The prime way that can happen -- and a way that's common for child molesters -- is deferred adjudication, known as suspended sentences in some cases.
In deferred adjudication, a suspect pleads guilty to a crime, but he escapes punishment as long as he stays out of trouble for the next year or several years. At the end of that period, his record is wiped clean, erasing mention of his arrest and guilty plea.
Deferred adjudication is a popular avenue for sex offenders, especially those accused of minor sex crimes such as fondling. In Texas, the Criminal Justice Policy Council, a state research agency, discovered that sexual assaults and indecency charges led all other crimes for deferred adjudication in 1993, the most recent statistics available.
Sexual assaults against children were more likely to result in deferred adjudication than attacks on adults, the study found.
"The real crime, if the victim was too young or too traumatized to testify, is that if your sister gets hurt by this person, it's going to look like a first offense rather than a second offense," said Kim English, who has studied the sentencing of sex offenders as the research director for the Colorado Division of Criminal Justice.
Counseling can be critical
Besides giving sex offenders a chance to attack again, convicting them of a non-sex offense may actually make it more likely that they'll commit another assault, say experts. Not only does it let a predator avoid sex offender registries, it also eliminates the possibility of court-mandated counseling sessions. These treatments can be essential to preventing another sex attack in the future, say experts.
In Texas, part of the state's Megan's Law mandated counseling for juvenile offenders, as well as registration, but defendants' efforts to avoid the stigma of being listed on a sex registry were short-circuiting the counseling element.
"The intent of the law was to better track sex offenders," said Vicki Spriggs, the executive director of the Texas Juvenile Probation Commission. "As a result, though, you have kids out there [who pleaded down] who are sex offenders who can't get treatment for being sex offenders."
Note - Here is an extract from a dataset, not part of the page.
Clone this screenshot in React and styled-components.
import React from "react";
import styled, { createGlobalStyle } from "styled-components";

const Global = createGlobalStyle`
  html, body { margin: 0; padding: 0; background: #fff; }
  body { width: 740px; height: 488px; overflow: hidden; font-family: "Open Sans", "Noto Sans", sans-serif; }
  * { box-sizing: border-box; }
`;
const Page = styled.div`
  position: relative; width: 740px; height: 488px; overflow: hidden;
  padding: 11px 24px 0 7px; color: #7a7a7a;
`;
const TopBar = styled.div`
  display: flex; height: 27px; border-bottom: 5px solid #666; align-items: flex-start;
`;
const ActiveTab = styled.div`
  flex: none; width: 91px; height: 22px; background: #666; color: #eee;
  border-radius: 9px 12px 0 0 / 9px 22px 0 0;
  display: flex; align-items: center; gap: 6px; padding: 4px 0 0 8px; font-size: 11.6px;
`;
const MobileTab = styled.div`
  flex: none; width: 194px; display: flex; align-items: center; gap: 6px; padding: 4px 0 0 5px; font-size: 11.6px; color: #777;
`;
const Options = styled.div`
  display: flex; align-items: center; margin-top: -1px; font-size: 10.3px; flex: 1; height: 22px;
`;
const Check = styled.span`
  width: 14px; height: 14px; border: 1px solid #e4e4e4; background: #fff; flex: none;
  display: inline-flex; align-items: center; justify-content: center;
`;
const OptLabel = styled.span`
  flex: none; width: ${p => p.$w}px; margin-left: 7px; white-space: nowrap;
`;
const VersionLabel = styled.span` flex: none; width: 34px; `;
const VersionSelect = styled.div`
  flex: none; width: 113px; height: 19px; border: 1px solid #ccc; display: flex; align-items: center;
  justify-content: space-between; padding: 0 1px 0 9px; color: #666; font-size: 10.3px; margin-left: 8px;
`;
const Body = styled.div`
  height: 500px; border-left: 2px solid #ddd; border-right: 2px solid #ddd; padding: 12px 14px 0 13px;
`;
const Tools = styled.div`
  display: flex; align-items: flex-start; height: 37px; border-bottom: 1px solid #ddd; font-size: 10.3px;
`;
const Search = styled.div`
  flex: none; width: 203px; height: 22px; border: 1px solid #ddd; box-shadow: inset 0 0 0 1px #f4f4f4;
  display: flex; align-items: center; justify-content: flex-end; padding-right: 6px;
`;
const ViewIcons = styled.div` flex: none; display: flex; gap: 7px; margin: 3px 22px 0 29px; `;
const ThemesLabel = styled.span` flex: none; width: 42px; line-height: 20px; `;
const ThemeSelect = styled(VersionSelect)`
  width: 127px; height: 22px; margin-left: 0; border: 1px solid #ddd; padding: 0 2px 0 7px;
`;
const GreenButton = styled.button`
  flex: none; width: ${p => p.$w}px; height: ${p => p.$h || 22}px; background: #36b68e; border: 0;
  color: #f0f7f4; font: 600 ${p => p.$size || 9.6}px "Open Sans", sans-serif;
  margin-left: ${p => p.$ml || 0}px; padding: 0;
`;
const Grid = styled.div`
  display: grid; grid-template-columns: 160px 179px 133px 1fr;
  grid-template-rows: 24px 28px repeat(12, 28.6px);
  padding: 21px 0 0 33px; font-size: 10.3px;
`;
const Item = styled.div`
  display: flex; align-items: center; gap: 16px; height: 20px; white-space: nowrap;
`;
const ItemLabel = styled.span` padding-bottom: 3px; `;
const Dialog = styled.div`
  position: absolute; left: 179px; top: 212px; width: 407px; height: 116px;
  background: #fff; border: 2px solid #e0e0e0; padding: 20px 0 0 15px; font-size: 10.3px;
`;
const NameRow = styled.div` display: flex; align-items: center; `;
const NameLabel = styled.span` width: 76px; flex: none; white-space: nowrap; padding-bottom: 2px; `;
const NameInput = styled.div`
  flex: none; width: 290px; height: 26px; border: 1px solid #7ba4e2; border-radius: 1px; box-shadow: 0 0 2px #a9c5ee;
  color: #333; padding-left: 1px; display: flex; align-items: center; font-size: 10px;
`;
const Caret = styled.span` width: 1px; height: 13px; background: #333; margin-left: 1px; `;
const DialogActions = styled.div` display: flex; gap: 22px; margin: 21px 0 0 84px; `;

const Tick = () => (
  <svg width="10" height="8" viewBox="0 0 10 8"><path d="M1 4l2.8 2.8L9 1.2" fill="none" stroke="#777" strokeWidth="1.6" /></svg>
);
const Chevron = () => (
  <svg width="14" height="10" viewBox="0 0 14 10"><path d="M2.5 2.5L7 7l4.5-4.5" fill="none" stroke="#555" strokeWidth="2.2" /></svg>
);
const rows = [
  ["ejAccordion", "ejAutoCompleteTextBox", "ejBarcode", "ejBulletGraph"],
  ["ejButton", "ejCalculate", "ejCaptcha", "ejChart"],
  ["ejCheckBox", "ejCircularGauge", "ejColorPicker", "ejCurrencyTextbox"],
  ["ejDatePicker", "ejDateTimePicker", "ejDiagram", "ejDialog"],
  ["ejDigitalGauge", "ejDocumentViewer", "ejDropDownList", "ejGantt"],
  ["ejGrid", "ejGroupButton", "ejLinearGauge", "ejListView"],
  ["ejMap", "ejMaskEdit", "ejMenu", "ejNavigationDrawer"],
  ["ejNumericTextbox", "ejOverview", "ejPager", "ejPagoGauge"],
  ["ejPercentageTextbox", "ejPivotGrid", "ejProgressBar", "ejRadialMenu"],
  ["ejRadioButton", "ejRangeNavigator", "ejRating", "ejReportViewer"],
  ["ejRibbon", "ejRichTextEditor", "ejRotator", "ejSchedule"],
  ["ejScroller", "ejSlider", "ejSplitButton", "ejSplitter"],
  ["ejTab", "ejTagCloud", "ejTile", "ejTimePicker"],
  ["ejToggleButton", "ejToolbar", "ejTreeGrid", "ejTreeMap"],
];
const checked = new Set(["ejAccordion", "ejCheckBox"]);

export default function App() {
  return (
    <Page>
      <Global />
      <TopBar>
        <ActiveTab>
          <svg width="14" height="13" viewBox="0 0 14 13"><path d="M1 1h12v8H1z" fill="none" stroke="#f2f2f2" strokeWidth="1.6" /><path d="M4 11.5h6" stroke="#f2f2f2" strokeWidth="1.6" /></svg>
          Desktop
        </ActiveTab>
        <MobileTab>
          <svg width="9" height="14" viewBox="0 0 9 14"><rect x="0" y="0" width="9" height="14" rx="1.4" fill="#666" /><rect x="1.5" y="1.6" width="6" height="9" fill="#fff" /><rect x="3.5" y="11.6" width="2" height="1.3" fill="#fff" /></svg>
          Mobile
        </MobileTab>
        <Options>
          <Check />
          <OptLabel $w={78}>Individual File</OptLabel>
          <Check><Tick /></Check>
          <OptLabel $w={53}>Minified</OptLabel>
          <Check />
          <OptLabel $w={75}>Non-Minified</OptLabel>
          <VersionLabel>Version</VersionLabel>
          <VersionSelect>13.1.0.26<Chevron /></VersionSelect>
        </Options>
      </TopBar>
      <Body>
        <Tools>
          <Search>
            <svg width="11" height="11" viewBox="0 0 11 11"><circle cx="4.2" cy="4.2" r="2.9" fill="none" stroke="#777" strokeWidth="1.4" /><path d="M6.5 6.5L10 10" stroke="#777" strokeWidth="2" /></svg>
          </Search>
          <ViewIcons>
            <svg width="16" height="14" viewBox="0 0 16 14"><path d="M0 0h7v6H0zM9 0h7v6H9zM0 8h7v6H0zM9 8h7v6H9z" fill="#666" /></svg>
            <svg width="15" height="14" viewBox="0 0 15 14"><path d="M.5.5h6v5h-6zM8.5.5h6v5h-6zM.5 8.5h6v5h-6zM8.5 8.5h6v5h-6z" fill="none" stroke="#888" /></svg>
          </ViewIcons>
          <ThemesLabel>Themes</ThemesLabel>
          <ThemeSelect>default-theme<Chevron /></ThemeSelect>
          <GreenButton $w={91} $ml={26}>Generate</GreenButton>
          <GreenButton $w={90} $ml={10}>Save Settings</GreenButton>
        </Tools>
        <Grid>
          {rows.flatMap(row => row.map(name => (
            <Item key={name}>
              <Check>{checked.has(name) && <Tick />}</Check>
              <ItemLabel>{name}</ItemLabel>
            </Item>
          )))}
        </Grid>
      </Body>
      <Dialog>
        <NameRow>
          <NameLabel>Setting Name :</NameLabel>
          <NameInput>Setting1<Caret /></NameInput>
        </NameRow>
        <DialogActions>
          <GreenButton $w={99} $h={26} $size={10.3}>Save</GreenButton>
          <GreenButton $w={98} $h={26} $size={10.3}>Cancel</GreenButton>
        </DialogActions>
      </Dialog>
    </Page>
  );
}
"If the court is giving you incentive to say you're not guilty, then why would you go and admit your guilt?" Spriggs added. "Most kids don't walk around saying they are sex offenders."
'Is it right?'
In some states, the loopholes are closing. Utah passed a victims' rights amendment to its state constitution that requires victims to approve any plea bargains. In cases of child victims, the child's parents must approve the plea bargain.
In Texas, spurred by the 1993 numbers, legislators passed a law in 1995 that permanently preserves a deferred adjudication plea for sex offenses on a person's criminal history.
"The beauty of this is we may have to give this guy deferred adjudication, but deferred adjudication means the guy is still accountable," said Rob Kepple, general counsel for the Texas District and County Attorneys Association.
But loopholes remain. Florida's tough new sex offender laws could have confined Gonzalez-Rubio indefinitely in a mental hospital, but he escaped that fate because his crime had been reduced to a misdemeanor. His plea, essentially, freed him to molest nearly a dozen more kids.
"Is it right?" Maureen Kanka said. "No. Is it understandable? Yes. And that's how the criminal justice system works."